Why Is This Important?

Because the world is going to hell in a handbasket.

Long Story Short

The “Doomsday Clock,” a construct created by nuclear scientists in 1947, describes how close we are to an apocalypse using horological imagery. The scientists kept the clock at three minutes until “midnight,” the second-closest to doom we’ve ever been.

Long Story

There’s no denying that if the world is destroyed, it will likely be at the hands of mankind. An asteroid could do it, sure, but it’s far more likely that we’ll blow ourselves to hell with nuclear weapons. That’s the thinking behind the “Doomsday Clock,” a construct created by nuclear scientists associated with the Manhattan Project in 1947. Now run by the Bulletin of The Atomic Scientists, the closer the “clock” gets to midnight, the closer we are to man-made annihilation. Set at three minutes to midnight last year, things have not improved: We remain just three minutes from midnight.

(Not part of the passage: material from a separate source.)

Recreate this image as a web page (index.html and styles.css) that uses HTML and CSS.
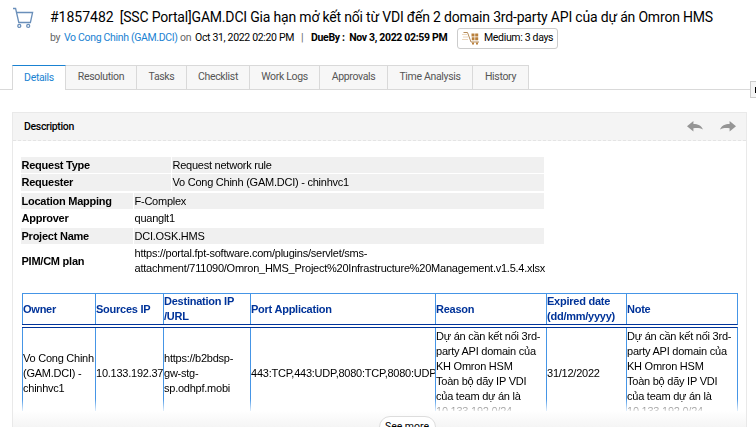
FILE: index.html
```html
<!DOCTYPE html>
<html lang="en">
<head>
<meta charset="utf-8">
<title>Request #1857482</title>
<link rel="stylesheet" href="styles.css">
</head>
<body>
<header class="request">
  <svg class="cart" width="22" height="22" viewBox="0 0 22 22" fill="none" stroke="#6a8fba" stroke-width="1.3"><path d="M0 1.5H2.6L5.8 15.5H17.4L19.6 5.5H3.6"/><circle cx="6.3" cy="18.9" r="1.5"/><circle cx="15.2" cy="18.9" r="1.5"/></svg>
  <div class="heading">
    <h1><span class="num">#1857482</span><span class="subject">[SSC Portal]GAM.DCI Gia hạn mở kết nối từ VDI đến 2 domain 3rd-party API của dự án Omron HMS</span></h1>
    <div class="meta">
      <span class="by">by</span><a class="user">Vo Cong Chinh (GAM.DCI)</a><span class="on">on</span><span class="date">Oct 31, 2022 02:20 PM</span><span class="bar">|</span><b class="due">DueBy :&nbsp; Nov 3, 2022 02:59 PM</b>
      <span class="sla"><svg width="17" height="14" viewBox="0 0 17 14" fill="none"><path d="M0 3.5H5M1 6H6M0 8.5H6" stroke="#ecd6bb"/><path d="M1.5 1.5H5.5L9 11H17" stroke="#b58a57"/><path d="M9.5 2.5h3v3h-3zM13.2 2.5h3v3h-3zM9.8 6.2h2.7v3H9.8zM13.2 6.2h3v3h-3zM10 11.5h2v2h-2zM14 11.5h2v2h-2z" fill="#b9803c"/></svg><span class="days">Medium: 3 days</span></span>
    </div>
  </div>
</header>
<nav class="tabs">
  <a class="tab active">Details</a><a class="tab t2">Resolution</a><a class="tab t3">Tasks</a><a class="tab t4">Checklist</a><a class="tab t5">Work Logs</a><a class="tab t6">Approvals</a><a class="tab t7">Time Analysis</a><a class="tab t8">History</a>
</nav>
<div class="side-toggle"><i></i></div>
<main class="panel">
  <div class="panel-head">
    <h2>Description</h2>
    <div class="arrows">
      <svg width="16" height="11" viewBox="0 0 16 11"><path fill="#959595" d="M0 5.2L6.4 0V3C11 3 14.5 4.6 16 8.5C13 7 10 6.8 6.4 7.3V10.5Z"/></svg>
      <svg width="16" height="11" viewBox="0 0 16 11"><path fill="#959595" d="M16 5.2L9.6 0V3C5 3 1.5 4.6 0 8.5C3 7 6 6.8 9.6 7.3V10.5Z"/></svg>
    </div>
  </div>
  <div class="content">
    <div class="info first">
      <b class="shade">Request Type</b><span class="shade">Request network rule</span>
      <b class="shade">Requester</b><span class="shade">Vo Cong Chinh (GAM.DCI) - chinhvc1</span>
    </div>
    <div class="info second">
      <b class="shade">Location Mapping</b><span class="shade">F-Complex</span>
      <b>Approver</b><span>quanglt1</span>
      <b class="shade">Project Name</b><span class="shade">DCI.OSK.HMS</span>
      <b>PIM/CM plan</b><span class="link">https://portal.fpt-software.com/plugins/servlet/sms-<br>attachment/711090/Omron_HMS_Project%20Infrastructure%20Management.v1.5.4.xlsx</span>
    </div>
    <div class="rules">
      <div class="row head">
        <b>Owner</b><b>Sources IP</b><b>Destination IP<br>/URL</b><b>Port Application</b><b>Reason</b><b>Expired date<br>(dd/mm/yyyy)</b><b>Note</b>
      </div>
      <div class="row data">
        <div>Vo Cong Chinh<br>(GAM.DCI) -<br>chinhvc1</div>
        <div>10.133.192.37</div>
        <div>https://b2bdsp-<br>gw-stg-<br>sp.odhpf.mobi</div>
        <div>443:TCP,443:UDP,8080:TCP,8080:UDP</div>
        <div>Dự án cần kết nối 3rd-<br>party API domain của<br>KH Omron HSM<br>Toàn bộ dãy IP VDI<br>của team dự án là<br>10.133.192.0/24</div>
        <div>31/12/2022</div>
        <div>Dự án cần kết nối 3rd-<br>party API domain của<br>KH Omron HSM<br>Toàn bộ dãy IP VDI<br>của team dự án là<br>10.133.192.0/24</div>
      </div>
    </div>
  </div>
  <div class="more"><button>See more</button></div>
</main>
</body>
</html>
```

FILE: styles.css
```css
* { box-sizing: border-box; }
body { margin: 0; width: 756px; height: 427px; overflow: hidden; background: #fff; color: #000; font-family: Roboto, sans-serif; font-size: 10.5px; letter-spacing: -0.33px; }
.request { display: flex; height: 65px; padding-left: 13px; }
.cart { margin-top: 7px; flex: none; }
.heading { margin-left: 15px; white-space: nowrap; }
h1 { display: flex; gap: 6px; margin: 8px 0 0; font-size: 14px; font-weight: 400; line-height: 18px; letter-spacing: 0; }
.subject { letter-spacing: -0.185px; }
.meta { display: flex; height: 22px; align-items: center; margin-top: 1px; line-height: 14px; }
.by, .on { color: #666; }
.by { width: 14px; }
.user { width: 116px; color: #1a82d2; }
.on { width: 15px; }
.date { width: 106px; }
.bar { width: 10px; color: #666; }
.due { width: 146px; font-weight: 700; }
.sla { display: flex; align-items: center; width: 101px; height: 21px; padding-left: 4px; gap: 5px; border: 1px solid #ccc; border-radius: 3px; }
.sla svg { flex: none; }
.tabs { display: flex; height: 25px; padding-left: 12px; border-bottom: 1px solid #d9d9d9; }
.tab { height: 24px; padding-top: 4px; border-top: 1px solid #d9d9d9; border-right: 1px solid #d9d9d9; background: #f7f7f7; color: #555; line-height: 13px; text-align: center; }
.active { width: 54px; height: 25px; border-left: 1px solid #d9d9d9; border-top-color: #1a82d2; background: #fff; color: #1a82d2; padding-top: 5px; }
.t2 { width: 71px; }
.t3 { width: 50px; }
.t4 { width: 63px; }
.t5 { width: 70px; }
.t6 { width: 68px; }
.t7 { width: 85px; }
.t8 { width: 56px; }
.side-toggle { position: absolute; left: 750px; top: 81px; width: 10px; height: 17px; padding: 5px 0 0 4px; border: 1px solid #ccc; background: #f5f5f5; }
.side-toggle i { display: block; width: 4px; height: 6px; background: #000; }
.panel { width: 735px; height: 315px; margin: 22px 0 0 12px; border: 1px solid #e9e9e9; border-bottom: 0; }
.panel-head { display: flex; justify-content: space-between; align-items: center; height: 28px; padding: 0 10px 0 11px; border-bottom: 1px dashed #e4e4e4; background: #f4f4f4; }
h2 { margin: 0; font-size: 10.5px; font-weight: 500; }
.arrows { display: flex; gap: 17px; margin-top: -1px; }
.content { height: 270px; padding: 16px 0 0 8px; overflow: hidden; font: 11px/15px "Liberation Sans", Arial, sans-serif; letter-spacing: -0.24px; white-space: nowrap; -webkit-mask-image: linear-gradient(#000 258px, transparent 272px); mask-image: linear-gradient(#000 258px, transparent 272px); }
.info { display: grid; column-gap: 1px; width: 523px; }
.info > * { display: flex; align-items: center; padding-left: 0.5px; }
.info > .link { display: block; padding-top: 1px; }
.first { grid-template-columns: 150px 372px; grid-template-rows: 16px 17px; row-gap: 1px; }
.second { grid-template-columns: 112px 410px; grid-template-rows: 16px 17px 16px 32px; row-gap: 1px; margin-top: 2px; }
.shade { background: #f0f0f0; }
.rules { width: 716px; margin: 16px 0 0 1px; border-top: 1px solid #4595e6; }
.row { display: grid; grid-template-columns: 73px 68px 87px 185px 111px 80px 111px; border-right: 1px solid #4595e6; }
.row > * { display: flex; align-items: center; border-left: 1px solid #4595e6; }
.head { height: 31px; border-bottom: 1px solid #003399; color: #003399; }
.data { height: 120px; margin-top: 2px; border-top: 1px solid #003399; }
.data > div { height: 91px; }
.more { display: flex; justify-content: center; height: 17px; padding: 5px 0 0; overflow: hidden; background: linear-gradient(#fff, #f4f4f4); }
.more button { width: 57px; height: 22px; margin-left: 55px; padding: 0; border: 1px solid #ddd; border-radius: 11px; background: #fff; color: #000; font: 10.5px/14px Roboto, sans-serif; }
```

The clock takes into account several human technologies that can (and probably will) lead to our demise. Nuclear armaments have always been the largest factor, but lately other, newer technologies have played a prominent role. Climate change, for instance, is a major topic (and not unrelated to violence). Technologies that work to limit it would help move the clock backwards, while those that contribute to it move it forwards. Biotech and other emerging technologies (including the cloud and other cyber developments) all have the potential for both harm and good.

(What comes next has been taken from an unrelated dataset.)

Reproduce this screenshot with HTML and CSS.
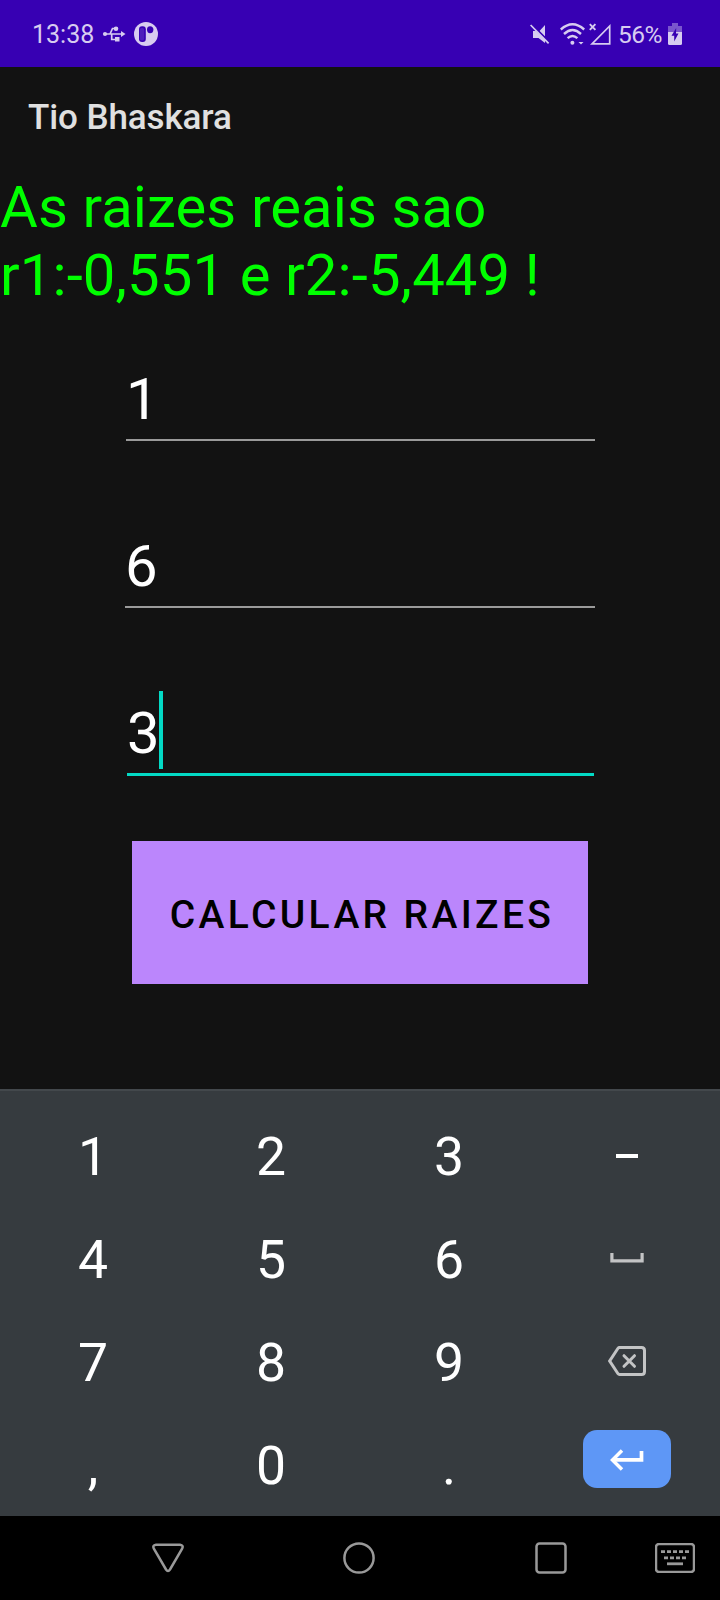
FILE: index.html
```
<!DOCTYPE html>
<html lang="pt-BR">
<head>
<meta charset="utf-8">
<title>Tio Bhaskara</title>
<link rel="stylesheet" href="styles.css">
</head>
<body>
<div class="screen">
  <header class="status">
    <span class="clock">13:38</span>
    <svg class="usb" width="24" height="20" viewBox="0 0 24 20" fill="currentColor" stroke="currentColor">
      <path d="M3 10H20M8 10L10.500 4.500H14M9.700 10V15.500H14" fill="none" stroke-width="1.700"/>
      <circle cx="3" cy="10" r="2.100" stroke="none"/>
      <circle cx="14" cy="4.700" r="2.300" stroke="none"/>
      <rect x="13" y="13" width="4.500" height="4.500" stroke="none"/>
      <path d="M19 7L23.500 10L19 13Z" stroke="none"/>
    </svg>
    <svg class="app" width="24" height="24" viewBox="0 0 24 24">
      <circle cx="12" cy="12" r="12" fill="currentColor"/>
      <rect x="5" y="4.300" width="6.800" height="15.700" rx="3" fill="#3700b3"/>
      <rect x="5.800" y="6" width="4.400" height="12.500" rx="2" fill="currentColor" opacity=".15"/>
      <path d="M13 7.500Q13.200 4.300 16 4.300Q19.400 4.400 19.400 7.700Q19.200 11.200 16 11.200Q13 11.200 13 7.500Z" fill="#3700b3"/>
    </svg>
    <svg class="mute" width="20" height="20" viewBox="0 0 20 20" fill="currentColor">
      <path d="M15 1V12.500L9.500 7ZM3 7H5.800L15 16V19L8.500 14H3Z"/>
      <path d="M1.800 .4L19.500 18.200" stroke="#3700b3" stroke-width="1.600"/>
      <path d="M.6 1L18.600 19.300" stroke="currentColor" stroke-width="1.700"/>
    </svg>
    <svg class="wifi" width="25" height="22" viewBox="0 0 25 22" fill="none" stroke="currentColor" stroke-width="2.400">
      <path d="M.8 6.500Q12.500-3.800 24.200 6.500M4 11Q12.500 3.200 21 11M7.600 15.200Q12.500 10.800 17.400 15.200"/>
      <circle cx="12.400" cy="19.800" r="2" fill="currentColor" stroke="none"/>
      <path d="M18.500 19H23.500L21 21.500Z" fill="currentColor" stroke="none"/>
    </svg>
    <svg class="signal" width="22" height="22" viewBox="0 0 22 22" fill="none" stroke="currentColor">
      <path d="M20.700 3V20.900H3Z" stroke-width="1.700"/>
      <path d="M.8 1.200L6.400 6.800M6.400 1.200L.8 6.800" stroke-width="1.900"/>
    </svg>
    <span class="percent">56%</span>
    <svg class="battery" width="14" height="22" viewBox="0 0 14 22">
      <path d="M4 0H10V3H14V9H0V3H4Z" fill="currentColor" opacity=".42"/>
      <path d="M0 9H14V20.500Q14 22 12.500 22H1.500Q0 22 0 20.500Z" fill="currentColor"/>
      <path d="M8.200 5L3.500 12.700H6.200V18.500L10.500 10.500H8Z" fill="#3700b3"/>
    </svg>
  </header>

  <h1 class="title">Tio Bhaskara</h1>

  <main class="content">
    <p class="result">As raizes reais sao<br>r1:-0,551 e r2:-5,449 !</p>
    <div class="field field-a">1</div>
    <div class="field field-b">6</div>
    <div class="field field-c">3<span class="caret"></span></div>
    <button class="calc" type="button">CALCULAR RAIZES</button>
  </main>

  <section class="keyboard">
    <span class="key">1</span><span class="key">2</span><span class="key">3</span>
    <span class="key minus"><svg width="22" height="4" viewBox="0 0 22 4"><path d="M0 2H22" stroke="#fff" stroke-width="4"/></svg></span>
    <span class="key">4</span><span class="key">5</span><span class="key">6</span>
    <span class="key icon muted"><svg width="34" height="10" viewBox="0 0 34 10"><path d="M1.900 0V7.900H32.100V0" fill="none" stroke="currentColor" stroke-width="3.200"/></svg></span>
    <span class="key">7</span><span class="key">8</span><span class="key">9</span>
    <span class="key icon muted"><svg width="38" height="30" viewBox="0 0 38 30" fill="none" stroke="currentColor" stroke-width="3"><path d="M11.500 1.500H33.500Q36.500 1.500 36.500 4.500V25.500Q36.500 28.500 33.500 28.500H11.500Q10.600 28.500 10 27.700L1.700 15L10 2.300Q10.600 1.500 11.500 1.500Z"/><path d="M16 9.700L26.500 20.300M26.500 9.700L16 20.300" stroke-linecap="round"/></svg></span>
    <span class="key">,</span><span class="key">0</span><span class="key">.</span>
    <span class="key"><span class="enter"><svg width="34" height="22" viewBox="0 0 34 22" fill="none" stroke="#fff"><path d="M31.500 2V10.800H3" stroke-width="3.700"/><path d="M12 1.500L2.500 11L12 20.500" stroke-width="3.500"/></svg></span></span>
  </section>

  <nav class="nav">
    <svg class="back" width="32" height="30" viewBox="0 0 32 30"><path d="M4 1.700H28Q32 2.200 30 6L18 26.500Q16 29.300 14 26.500L2 6Q0 2.200 4 1.700Z"/></svg>
    <svg class="home" width="32" height="32" viewBox="0 0 32 32"><circle cx="16" cy="16" r="14.600"/></svg>
    <svg class="recent" width="32" height="32" viewBox="0 0 32 32"><rect x="1.500" y="1.500" width="29" height="29" rx="3"/></svg>
    <svg class="ime" width="40" height="30" viewBox="0 0 40 30"><rect x="1" y="1" width="38" height="28" rx="3"/><path d="M6 8.700H34" stroke-dasharray="4 2" stroke-width="2.800"/><path d="M9 14.800H31" stroke-dasharray="4 2" stroke-width="2.800"/><path d="M12 20.800H28" stroke-width="2.800"/></svg>
  </nav>
</div>
</body>
</html>
```
FILE: styles.css
```
* { box-sizing: border-box; }

body {
  margin: 0;
  background: #121212;
  font-family: Roboto, "Liberation Sans", sans-serif;
}

svg { display: block; flex: none; }

.screen {
  display: flex;
  flex-direction: column;
  width: 720px;
  height: 1600px;
  overflow: hidden;
  background: #121212;
}

.status {
  display: flex;
  align-items: center;
  height: 67px;
  flex: none;
  padding: 0 38px 0 32px;
  background: #3700b3;
  color: #d7ccf0;
}

.clock { font-size: 25px; line-height: 30px; width: 70px; padding-top: 2px; }
.app { margin-left: 8px; }
.mute { margin-left: auto; }
.wifi { margin-left: 10px; }
.signal { margin-left: 4px; }
.percent { font-size: 24.500px; line-height: 30px; width: 50px; margin-left: 7px; padding-top: 2px; letter-spacing: -0.5px; }

.title {
  margin: 0;
  padding: 1px 0 0 28px;
  font-size: 35px;
  font-weight: 500;
  line-height: 100px;
  letter-spacing: -0.1px;
  color: #e0e0e0;
}

.content {
  display: flex;
  flex-direction: column;
  height: 921px;
  padding-top: 5px;
}

.result {
  margin: 0;
  font-size: 58px;
  line-height: 68px;
  letter-spacing: 0.12px;
  color: #00ff00;
}

.field {
  position: relative;
  height: 76px;
  margin-right: 125px;
  font-size: 58px;
  line-height: 68px;
  color: #fff;
  border-bottom: 2px solid #9a9a9a;
}

.field-a { margin-top: 56px; margin-left: 126px; }
.field-b { margin-top: 91px; margin-left: 125px; }
.field-c {
  height: 77px;
  margin: 91px 126px 0 127px;
  border-bottom: 3px solid #03dac5;
}

.caret {
  position: absolute;
  left: 32px;
  top: -8px;
  width: 4px;
  height: 78px;
  background: #03dac5;
}

.calc {
  width: 456px;
  height: 143px;
  margin: 65px auto 0 132px;
  padding: 4px 0 0 4px;
  border: 0;
  background: #bb86fc;
  color: #000;
  font: 500 39px/46px Roboto, "Liberation Sans", sans-serif;
  letter-spacing: 3.350px;
  white-space: nowrap;
}

.keyboard {
  display: grid;
  grid-template-columns: repeat(4, 178px);
  grid-auto-rows: 103px;
  height: 427px;
  padding: 14px 4px 0;
  border-top: 2px solid #43484c;
  background: #363b3f;
}

.key {
  display: flex;
  align-items: center;
  justify-content: center;
  font-size: 53.500px;
  line-height: 62px;
  color: #fff;
}

.minus { padding-bottom: 1px; }
.icon { padding-bottom: 3px; }
.muted { color: #c3c4c5; }

.enter {
  display: flex;
  align-items: center;
  justify-content: center;
  width: 88px;
  height: 58px;
  margin-bottom: 14px;
  border-radius: 14px;
  background: #5e97f6;
}

.enter svg { margin-top: 3px; }

.nav {
  display: flex;
  align-items: center;
  height: 84px;
  padding-left: 152px;
  background: #000;
}

.nav svg { fill: none; stroke: #999; stroke-width: 2.500; }
.home { margin-left: 159px; }
.recent { margin-left: 160px; }
.ime { margin-left: 88px; }
```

“Unchecked climate change, global nuclear weapons modernizations, and outsized nuclear weapons arsenals pose extraordinary and undeniable threats to the continued existence of humanity, and world leaders have failed to act with the speed or on the scale required to protect citizens from potential catastrophe. These failures of political leadership endanger every person on Earth,” the scientists wrote last year.

If climate change and the continued proliferation of massive nuclear weapons were part of why the clock advanced to 11:57, it’s hard to see how that’s changed since last year. Doubly so when you consider developments like Russia’s nuclear torpedos and North Korea’s (likely overstated) claims of nuclear capability.

The clock is just an abstract construct, so it’s not as though ticking down to midnight would result in an automatic and unavoidable apocalypse. But it’s a terse reminder that for all the good that happens in the world, there’s plenty of bad happening out there.